I had the chance to chat with one of Australia's best coaches, Dean Vickerman! A rare opportunity and thanks coach for your time and for being so giving with your knowledge. Dean Vickerman has been coaching professional basketball for over two decades, yes that is right 20 years of coaching! In those years Dean has worked in Singapore, New Zealand and of course Australia where he is currently the head coach of the NBL team Melbourne United, a position he has been in since 2017. So far in his time in the NBL Dean has won three championships as head coach (2015, 2018, 2021) has won four championships as an assistant coach (2006, 2011, 2012, 2013) as well as twice being awarded the Lindsay Gaze Trophy for NBL Coach of The Year (2017, 2018) and the NZNBL Coach of The Year (2009, 2011). That is one heck of a portfolio and Dean continues his success and maintains his drive still today, the current NBL reigning champions and this years regular season ladder leaders! Enjoy the short Q&A with the legend.

NBL Melbourne United head coach Dean Vickerman
Image Credit: Tiarna Rose

Two decades of coaching basketball in the Asia Pacific, you have seen the game from so many different places and perspectives. How has the experience been for you?
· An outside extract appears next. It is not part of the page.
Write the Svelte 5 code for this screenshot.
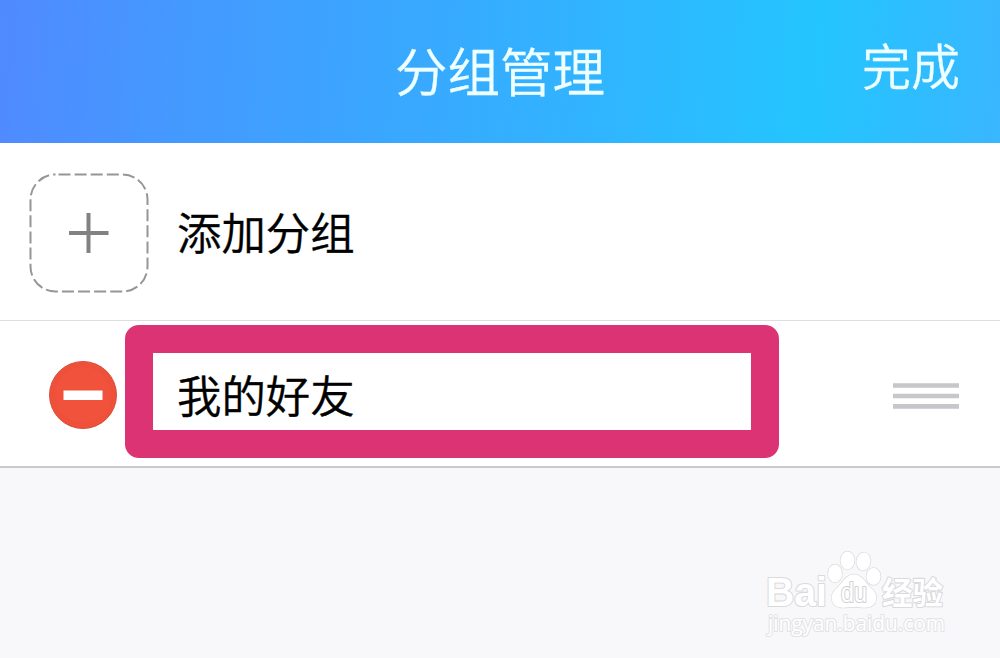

"Basketball has been the driver in allowing me, a country Victorian kid to see the world and gain an understanding of other cultures to broaden my perspective as both a person and coach. Living and coaching in both Singapore & New Zealand led to my biggest growth as both basketball and living was done differently to my upbringing."

You’ve won Coach of The Year twice previously, you once again have the best regular season record this year and you have done it with basically an all Australian line up. Do you feel like the Coach of The Year award is something that may be coming for you for a third time?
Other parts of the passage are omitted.